Le projet européen est en effet à un carrefour, monsieur Herbillon, mais cela fait des années que l'on s'interroge sur son sens. J'ai longtemps enseigné l'histoire de la construction européenne, qui m'a toujours émerveillée par son audace, et ce dès mes années de lycée. Que des pays ayant des contentieux historiques, des cultures et des langues différentes se rassemblent dans un espace commun m'a toujours fascinée. Cependant les responsables politiques, depuis des années, n'ont pas su raviver la flamme de cette grande idée, qui ne peut plus avoir le même sens qu'en 1945 ou 1957, à la lumière de l'évolution du monde. Deux solutions s'offrent à nous pour le faire. La première, pragmatique, consiste à rappeler, et pas seulement lors des campagnes électorales, les apports de l'Union à travers ses fonds et ses programmes : il est de la responsabilité de chacun, au niveau national comme dans les territoires, de le redire ; cependant, limiter l'idée européenne à cet aspect ne rendrait pas hommage à ses fondateurs. Il faut donc en revenir au sens initial : l'édification d'un espace plus large que celui de la nation, dont il ne remet au demeurant pas en cause l'identité construite au fil du temps ; en d'autres termes, l'édification d'un espace commun et solidaire, qui réunit les peuples au-delà de leurs différences. Toute génération contient en son sein une élite capable d'appréhender le monde ; mais cette élite, que je ne réduis évidemment pas à celle des diplômes, n'est pas suffisamment consciente ou soucieuse du sens de l'idée européenne – à moins qu'elle ne le juge d'une évidence telle qu'il n'a pas besoin d'être explicité. Il incombe dès lors au politique de porter une parole forte et stimulante, qui mette en lumière toute la modernité de cette idée.
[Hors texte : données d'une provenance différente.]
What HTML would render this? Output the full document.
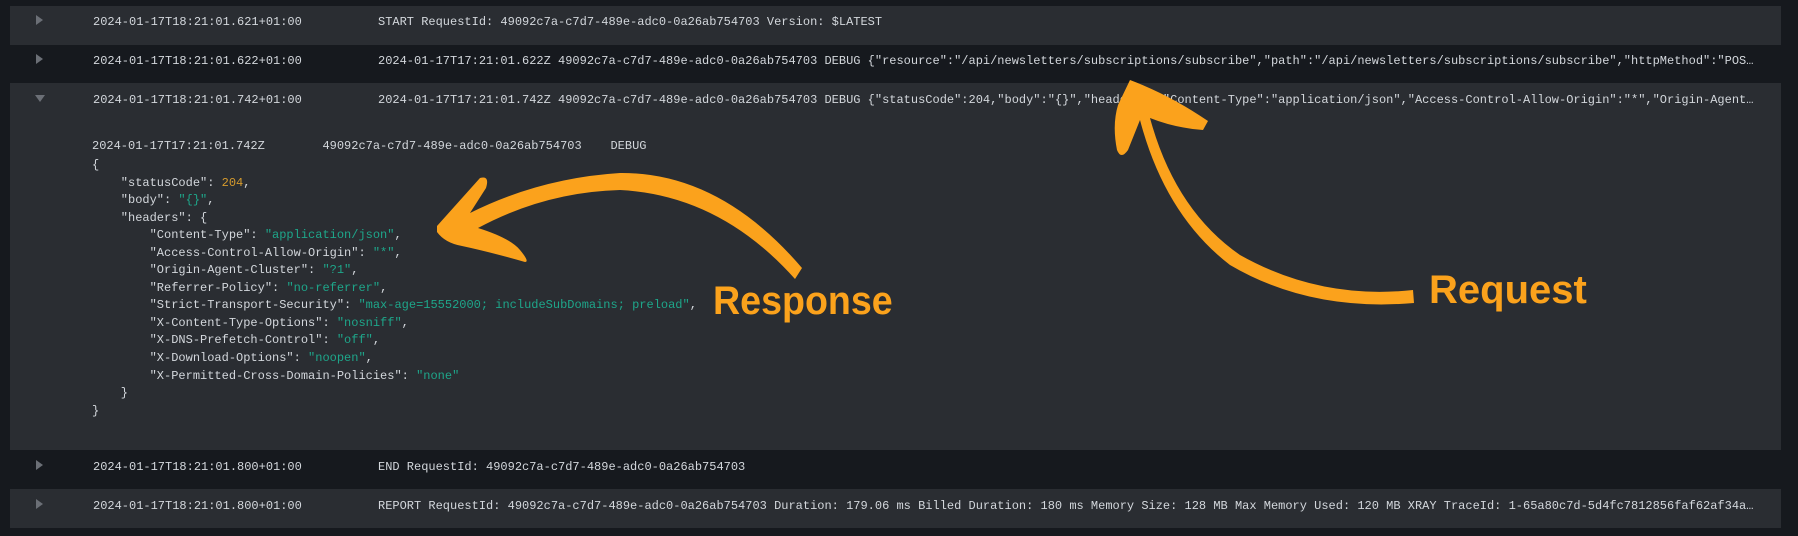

S'agissant des gardes d'enfants de parents divorcés, Monsieur Lequiller, nous disposons d'un instrument avec le règlement Bruxelles II bis, qui prévoit la reconnaissance mutuelle des décisions de justice.

Des difficultés se posent néanmoins avec certains pays, en particulier l'Allemagne. Les cas sont peu nombreux, mais tous douloureux ; ils font donc l'objet d'une médiation internationale.